Wilde’s PPV matches rarely went much longer than five minutes, although no one really did unless you were Gail Kim, and seemingly few people batted an eyelid. Career satisfaction as a female wrestler, irrespective of where you were working, must have seemed fairly finite and limited by a ceiling of reluctant acceptance that things wouldn’t get better.

Now, this is not to say that women working in 2008 – 2010 had it hugely worse than generations prior, plainly not, but in an era where bikini contests and bra and panties matches were still common for the industry leader, things left an awful lot to be desired.

After a decade off the radar, it was strongly rumored towards the back end of 2020 that she was coming back and after a few months of nothing happening, she finally returned in April, first through a series of vignettes and then at Rebellion, saving Tenille Dashwood from a beat down. Her first match was a few days later, on my birthday no less, and I was struck by two things. The first was the evolution of women’s wrestling in the last decade.

Women’s wrestling, thanks to the generation that were influenced by the likes of Gail Kim, Lita, Trish Stratus and others, has risen to new heights. The talent is stronger and there’s much more depth. That greater talent leads to better programs and matches that are given both more prominence and time. Time is probably the biggest factor of all – longer matches that hit greater heights will impress people more and create new fans. We now get multiple female match of the year contenders every year and women have had Wrestlemania main events, something wholly unthinkable when Wilde was wrestling initially.

In Impact, the change is also notable. On a personnel level, Gail Kim has retired, unretired and retired again. Awesome Kong has done the okey kokey with her contract status before leaving for good. The promotion’s idea of intergender moved from Eric Young and ODB winning the tag titles to Tessa Blanchard winning the world title. Deonna Purrazzo and Jordynne Grace produced two of the promotion’s best matches last year, including working an ironwoman match that broke new ground. The tag titles were brought out of abeyance because there was a market for them and talent to compete for them.

The second thing was just how bloody good Wilde looked in the ring. You’d never have known she’d been away for 10 years because she hadn’t lost a step. All that athleticism was still there without the merest hint of poor timing. She’s now one of the best three bell-to-bell women in the company and that, honestly, is remarkable to me.

There are myriad different ways that Impact could go with this comeback story. They’re currently sowing the seeds for a program with Deonna Purrazzo for the Knockouts title, presumably culminating at Slammiversary, and I like the slow burn. It should give them time to tell a proper, coherent story.

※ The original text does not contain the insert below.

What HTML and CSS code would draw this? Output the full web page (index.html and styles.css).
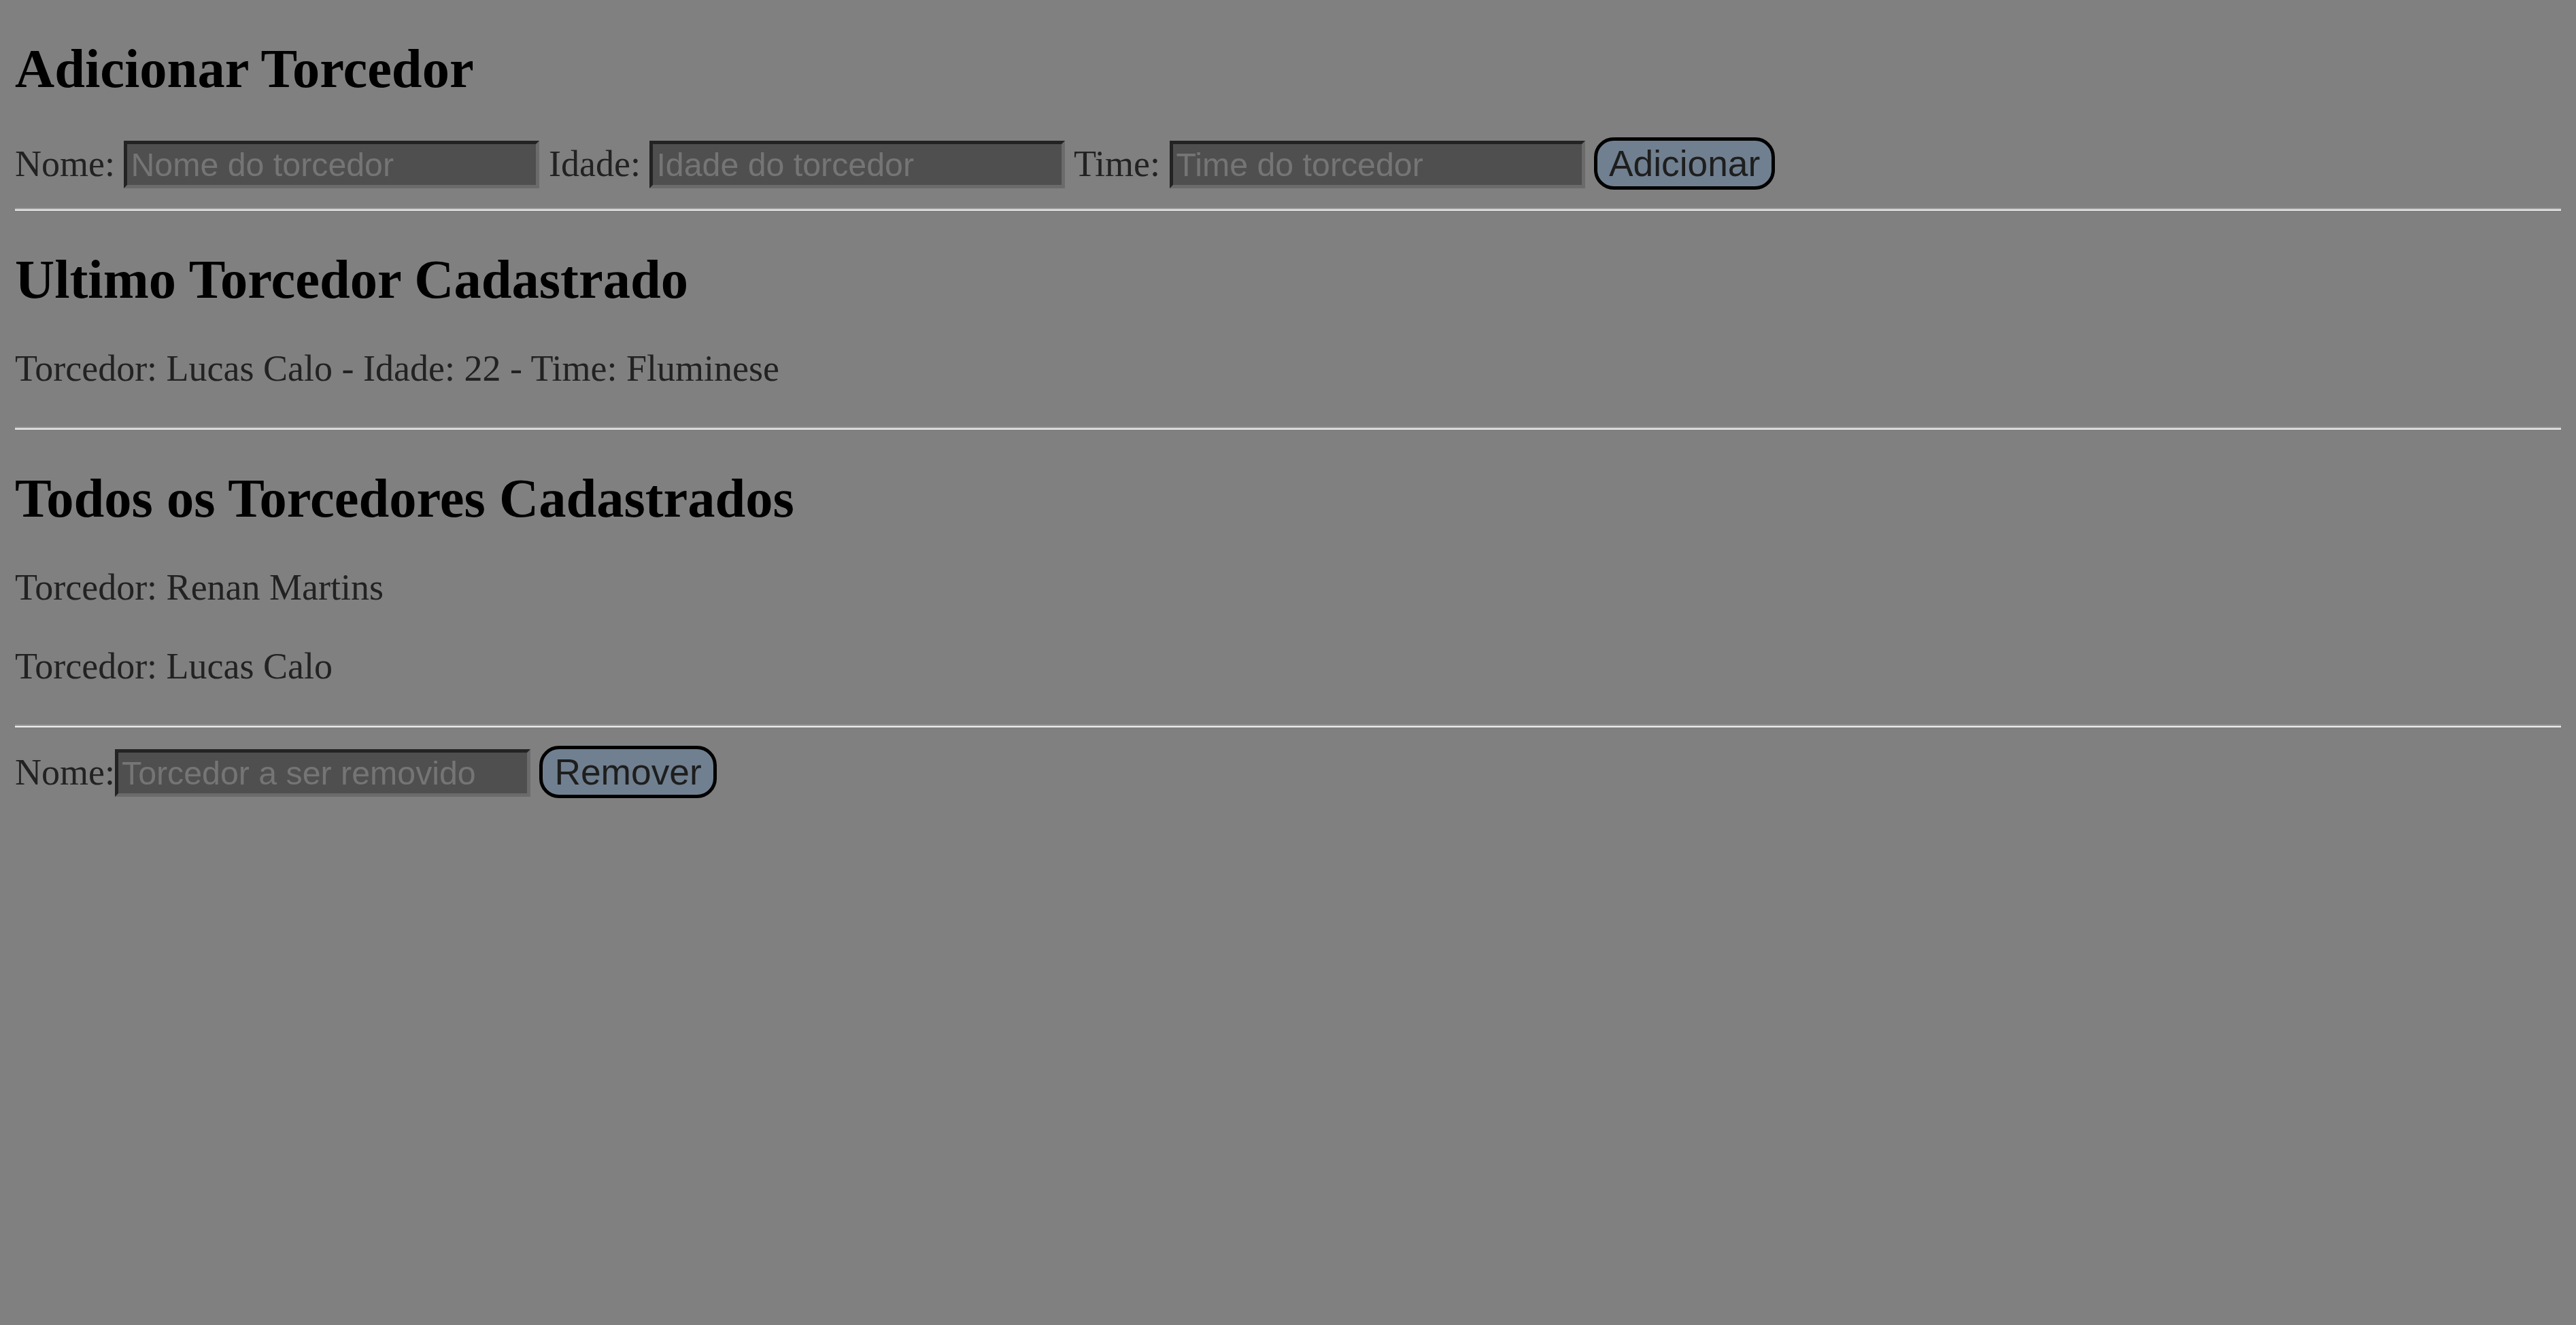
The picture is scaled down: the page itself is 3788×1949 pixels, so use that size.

You don’t need a gimmick because Wilde’s return is the gimmick. What we need to see is the personal touch. Why has she come back? If they talk about her wanting to win titles because of how good Impact’s Knockouts division is then yeah, fine. That’s cool and a simple enough story. Yet, there’s a lot more to that why that they could explore. Especially after 10 whole years. Why has she really come back? Why would you trade in a comfortable life to come back to wrestling? It could just be passion. Or it could be the fact that women’s wrestling is taken more seriously now and she’s got the opportunity to prove how good she really was and is.

Wilde is now 35, which is not old by any means, and after 10 years away, she’s got relatively minimal wear and tear compared to a lot. Every matchup she has, whether that’s with people on the roster currently or the mooted new influx of talent, will be fresh, new and interesting. As we hopefully begin to emerge from the empty arena era, that’s a big thing to look forward to.

It might be more than 10 years since I first thought it’d happen, but now Taylor Wilde has the opportunity to be the cornerstone for the Impact Knockouts division that I always thought she’d be. And if they follow through with the recent rumors of bringing back the TNA brand, she’s one part of that that I’m delighted has returned.